• _Entries_
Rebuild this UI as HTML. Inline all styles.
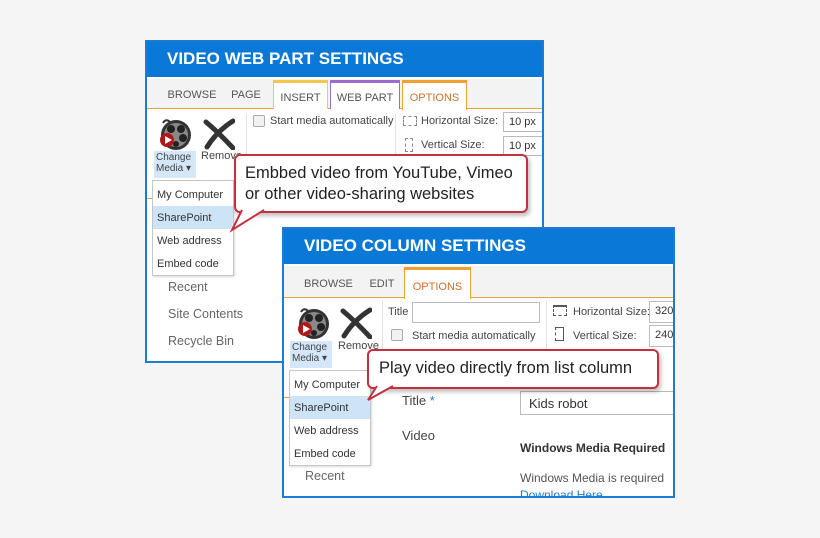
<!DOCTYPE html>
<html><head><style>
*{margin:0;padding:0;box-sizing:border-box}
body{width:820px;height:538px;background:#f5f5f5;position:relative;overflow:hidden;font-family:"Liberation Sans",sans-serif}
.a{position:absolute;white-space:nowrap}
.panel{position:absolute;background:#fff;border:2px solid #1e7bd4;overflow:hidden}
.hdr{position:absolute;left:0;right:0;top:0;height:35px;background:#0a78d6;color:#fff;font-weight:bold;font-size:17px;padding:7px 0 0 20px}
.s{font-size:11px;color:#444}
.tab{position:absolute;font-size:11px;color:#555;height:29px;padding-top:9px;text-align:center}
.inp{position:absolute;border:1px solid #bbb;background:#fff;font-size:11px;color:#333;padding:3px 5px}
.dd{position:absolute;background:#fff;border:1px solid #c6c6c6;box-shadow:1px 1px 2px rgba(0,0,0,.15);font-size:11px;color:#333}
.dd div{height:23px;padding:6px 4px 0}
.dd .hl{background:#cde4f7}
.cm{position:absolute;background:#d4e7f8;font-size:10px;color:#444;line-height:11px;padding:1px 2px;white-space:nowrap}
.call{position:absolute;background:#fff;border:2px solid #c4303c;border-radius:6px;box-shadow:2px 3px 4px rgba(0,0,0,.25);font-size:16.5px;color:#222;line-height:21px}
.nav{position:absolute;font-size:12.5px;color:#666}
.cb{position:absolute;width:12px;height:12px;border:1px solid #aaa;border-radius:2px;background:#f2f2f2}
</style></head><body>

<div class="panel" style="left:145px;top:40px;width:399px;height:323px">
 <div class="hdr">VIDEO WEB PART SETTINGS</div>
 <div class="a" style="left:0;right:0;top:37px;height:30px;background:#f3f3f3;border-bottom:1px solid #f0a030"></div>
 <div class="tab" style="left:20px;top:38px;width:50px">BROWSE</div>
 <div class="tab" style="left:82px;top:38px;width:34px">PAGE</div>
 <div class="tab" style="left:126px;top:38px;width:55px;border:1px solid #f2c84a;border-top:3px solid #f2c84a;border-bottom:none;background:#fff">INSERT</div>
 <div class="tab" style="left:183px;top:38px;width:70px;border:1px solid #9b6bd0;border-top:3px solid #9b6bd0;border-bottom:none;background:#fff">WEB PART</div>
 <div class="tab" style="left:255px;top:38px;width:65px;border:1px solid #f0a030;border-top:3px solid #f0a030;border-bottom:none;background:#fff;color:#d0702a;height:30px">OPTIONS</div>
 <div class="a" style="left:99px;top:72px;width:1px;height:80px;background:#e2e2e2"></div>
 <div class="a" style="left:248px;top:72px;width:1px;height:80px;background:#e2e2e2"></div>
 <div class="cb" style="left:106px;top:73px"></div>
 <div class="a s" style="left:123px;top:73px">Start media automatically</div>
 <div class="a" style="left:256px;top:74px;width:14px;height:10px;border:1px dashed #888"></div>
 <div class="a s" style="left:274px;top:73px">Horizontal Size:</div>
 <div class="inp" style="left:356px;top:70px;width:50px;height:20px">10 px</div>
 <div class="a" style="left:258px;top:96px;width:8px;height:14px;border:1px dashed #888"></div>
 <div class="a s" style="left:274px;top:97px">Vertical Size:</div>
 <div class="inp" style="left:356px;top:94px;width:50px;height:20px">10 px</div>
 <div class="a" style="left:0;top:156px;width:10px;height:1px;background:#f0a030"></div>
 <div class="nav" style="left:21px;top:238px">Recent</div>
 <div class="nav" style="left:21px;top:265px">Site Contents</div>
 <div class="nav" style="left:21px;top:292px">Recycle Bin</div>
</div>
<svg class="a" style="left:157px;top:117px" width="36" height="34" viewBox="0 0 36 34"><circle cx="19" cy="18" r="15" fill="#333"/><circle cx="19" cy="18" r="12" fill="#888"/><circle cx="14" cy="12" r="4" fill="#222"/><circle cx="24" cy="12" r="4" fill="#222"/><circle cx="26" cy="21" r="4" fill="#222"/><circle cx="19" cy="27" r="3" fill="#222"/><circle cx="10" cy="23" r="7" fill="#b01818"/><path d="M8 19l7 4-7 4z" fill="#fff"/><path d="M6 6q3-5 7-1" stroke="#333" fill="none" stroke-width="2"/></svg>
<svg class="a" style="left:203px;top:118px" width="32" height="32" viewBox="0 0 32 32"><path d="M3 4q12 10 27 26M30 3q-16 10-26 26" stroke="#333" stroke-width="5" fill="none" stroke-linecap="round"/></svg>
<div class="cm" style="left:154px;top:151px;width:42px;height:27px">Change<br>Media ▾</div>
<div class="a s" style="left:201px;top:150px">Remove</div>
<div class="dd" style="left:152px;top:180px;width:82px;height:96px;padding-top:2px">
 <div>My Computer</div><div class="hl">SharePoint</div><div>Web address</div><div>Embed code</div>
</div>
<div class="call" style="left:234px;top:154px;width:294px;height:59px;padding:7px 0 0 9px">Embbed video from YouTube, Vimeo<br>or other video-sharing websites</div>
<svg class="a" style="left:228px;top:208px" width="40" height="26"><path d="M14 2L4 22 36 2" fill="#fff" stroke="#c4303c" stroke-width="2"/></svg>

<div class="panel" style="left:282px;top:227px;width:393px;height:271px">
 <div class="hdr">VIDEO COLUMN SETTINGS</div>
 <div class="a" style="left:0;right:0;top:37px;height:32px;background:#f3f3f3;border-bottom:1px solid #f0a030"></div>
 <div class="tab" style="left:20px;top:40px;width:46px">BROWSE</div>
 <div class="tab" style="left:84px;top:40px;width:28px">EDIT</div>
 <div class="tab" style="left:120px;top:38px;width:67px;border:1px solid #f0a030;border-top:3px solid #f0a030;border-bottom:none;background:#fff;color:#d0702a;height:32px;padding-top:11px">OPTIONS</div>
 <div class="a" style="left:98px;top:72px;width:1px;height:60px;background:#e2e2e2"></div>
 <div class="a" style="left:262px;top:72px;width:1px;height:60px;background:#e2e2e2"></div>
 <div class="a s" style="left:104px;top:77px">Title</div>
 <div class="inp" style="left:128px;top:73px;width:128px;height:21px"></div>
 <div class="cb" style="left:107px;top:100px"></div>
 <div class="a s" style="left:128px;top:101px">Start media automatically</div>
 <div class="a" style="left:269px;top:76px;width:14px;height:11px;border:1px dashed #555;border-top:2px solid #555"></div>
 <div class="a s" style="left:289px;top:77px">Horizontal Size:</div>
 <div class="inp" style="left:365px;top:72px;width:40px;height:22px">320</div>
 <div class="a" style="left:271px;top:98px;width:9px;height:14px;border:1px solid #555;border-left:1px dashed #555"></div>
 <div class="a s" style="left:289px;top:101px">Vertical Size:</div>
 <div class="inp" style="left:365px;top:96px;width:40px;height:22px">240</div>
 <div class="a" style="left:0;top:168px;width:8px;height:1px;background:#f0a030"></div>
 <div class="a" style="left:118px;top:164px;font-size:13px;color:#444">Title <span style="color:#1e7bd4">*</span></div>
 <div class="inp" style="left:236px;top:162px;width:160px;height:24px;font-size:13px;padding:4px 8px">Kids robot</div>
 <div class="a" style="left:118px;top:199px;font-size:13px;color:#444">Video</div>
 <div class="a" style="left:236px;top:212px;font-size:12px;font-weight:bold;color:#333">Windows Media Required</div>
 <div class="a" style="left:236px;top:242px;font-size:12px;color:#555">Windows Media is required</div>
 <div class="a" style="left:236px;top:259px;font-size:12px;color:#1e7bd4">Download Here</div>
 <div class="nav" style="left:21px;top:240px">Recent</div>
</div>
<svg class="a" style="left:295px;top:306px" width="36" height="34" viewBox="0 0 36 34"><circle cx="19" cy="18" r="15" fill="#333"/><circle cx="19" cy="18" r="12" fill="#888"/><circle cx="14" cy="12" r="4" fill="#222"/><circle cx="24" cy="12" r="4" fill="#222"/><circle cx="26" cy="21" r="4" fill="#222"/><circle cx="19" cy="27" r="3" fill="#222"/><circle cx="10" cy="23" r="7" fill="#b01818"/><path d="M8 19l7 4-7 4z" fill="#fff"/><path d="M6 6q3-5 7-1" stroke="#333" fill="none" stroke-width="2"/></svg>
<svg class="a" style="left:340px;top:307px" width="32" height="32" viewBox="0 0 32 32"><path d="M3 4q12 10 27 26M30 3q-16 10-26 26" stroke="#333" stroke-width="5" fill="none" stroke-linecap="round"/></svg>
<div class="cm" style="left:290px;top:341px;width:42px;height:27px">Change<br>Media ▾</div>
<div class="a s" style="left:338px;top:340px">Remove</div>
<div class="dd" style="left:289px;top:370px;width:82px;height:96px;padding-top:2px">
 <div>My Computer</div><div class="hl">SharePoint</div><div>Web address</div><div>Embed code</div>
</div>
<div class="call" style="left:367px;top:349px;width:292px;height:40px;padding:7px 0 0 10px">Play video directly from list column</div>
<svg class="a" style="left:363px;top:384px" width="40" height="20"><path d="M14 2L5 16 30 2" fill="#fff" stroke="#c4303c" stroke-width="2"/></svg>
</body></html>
--
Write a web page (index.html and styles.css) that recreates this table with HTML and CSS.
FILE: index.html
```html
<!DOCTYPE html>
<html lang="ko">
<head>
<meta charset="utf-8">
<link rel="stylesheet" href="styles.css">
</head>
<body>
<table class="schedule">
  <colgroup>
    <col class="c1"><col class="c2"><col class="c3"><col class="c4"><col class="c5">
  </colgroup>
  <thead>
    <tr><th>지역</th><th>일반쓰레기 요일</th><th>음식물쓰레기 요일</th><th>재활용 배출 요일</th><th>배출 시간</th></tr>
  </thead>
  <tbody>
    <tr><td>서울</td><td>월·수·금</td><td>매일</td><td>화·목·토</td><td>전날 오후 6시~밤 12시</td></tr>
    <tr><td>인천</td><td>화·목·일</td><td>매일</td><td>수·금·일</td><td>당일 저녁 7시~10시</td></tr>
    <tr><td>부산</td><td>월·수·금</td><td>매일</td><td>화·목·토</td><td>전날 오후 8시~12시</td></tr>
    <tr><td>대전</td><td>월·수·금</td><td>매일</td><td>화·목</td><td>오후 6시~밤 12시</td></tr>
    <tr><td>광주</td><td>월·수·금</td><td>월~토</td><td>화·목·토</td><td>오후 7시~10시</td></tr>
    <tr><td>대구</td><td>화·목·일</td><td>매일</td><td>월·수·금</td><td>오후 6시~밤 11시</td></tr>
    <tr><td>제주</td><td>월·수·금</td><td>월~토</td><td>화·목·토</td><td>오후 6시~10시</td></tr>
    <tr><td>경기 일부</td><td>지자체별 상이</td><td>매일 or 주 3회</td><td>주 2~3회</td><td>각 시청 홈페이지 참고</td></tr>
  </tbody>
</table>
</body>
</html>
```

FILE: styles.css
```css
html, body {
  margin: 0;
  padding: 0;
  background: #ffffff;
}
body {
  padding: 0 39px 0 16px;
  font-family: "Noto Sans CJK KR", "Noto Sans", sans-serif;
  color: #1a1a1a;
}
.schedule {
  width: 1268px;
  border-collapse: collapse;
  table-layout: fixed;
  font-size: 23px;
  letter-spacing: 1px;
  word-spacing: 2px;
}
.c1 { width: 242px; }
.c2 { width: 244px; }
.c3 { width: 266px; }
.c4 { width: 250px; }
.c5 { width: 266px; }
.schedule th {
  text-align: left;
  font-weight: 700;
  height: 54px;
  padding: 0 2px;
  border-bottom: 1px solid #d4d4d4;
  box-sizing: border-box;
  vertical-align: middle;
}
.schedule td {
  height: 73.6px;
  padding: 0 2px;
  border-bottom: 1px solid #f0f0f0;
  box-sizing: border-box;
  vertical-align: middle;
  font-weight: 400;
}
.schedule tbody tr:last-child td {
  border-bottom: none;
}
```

• _Task statement_
Do not include pictures. Give again exactly the lines starting at the one with "Rebuild this UI as HTML. Inline all styles." and ending at the one with "</style></head><body>", both included.

• _Response_
Rebuild this UI as HTML. Inline all styles.
<!DOCTYPE html>
<html><head><style>
*{margin:0;padding:0;box-sizing:border-box}
body{width:820px;height:538px;background:#f5f5f5;position:relative;overflow:hidden;font-family:"Liberation Sans",sans-serif}
.a{position:absolute;white-space:nowrap}
.panel{position:absolute;background:#fff;border:2px solid #1e7bd4;overflow:hidden}
.hdr{position:absolute;left:0;right:0;top:0;height:35px;background:#0a78d6;color:#fff;font-weight:bold;font-size:17px;padding:7px 0 0 20px}
.s{font-size:11px;color:#444}
.tab{position:absolute;font-size:11px;color:#555;height:29px;padding-top:9px;text-align:center}
.inp{position:absolute;border:1px solid #bbb;background:#fff;font-size:11px;color:#333;padding:3px 5px}
.dd{position:absolute;background:#fff;border:1px solid #c6c6c6;box-shadow:1px 1px 2px rgba(0,0,0,.15);font-size:11px;color:#333}
.dd div{height:23px;padding:6px 4px 0}
.dd .hl{background:#cde4f7}
.cm{position:absolute;background:#d4e7f8;font-size:10px;color:#444;line-height:11px;padding:1px 2px;white-space:nowrap}
.call{position:absolute;background:#fff;border:2px solid #c4303c;border-radius:6px;box-shadow:2px 3px 4px rgba(0,0,0,.25);font-size:16.5px;color:#222;line-height:21px}
.nav{position:absolute;font-size:12.5px;color:#666}
.cb{position:absolute;width:12px;height:12px;border:1px solid #aaa;border-radius:2px;background:#f2f2f2}
</style></head><body>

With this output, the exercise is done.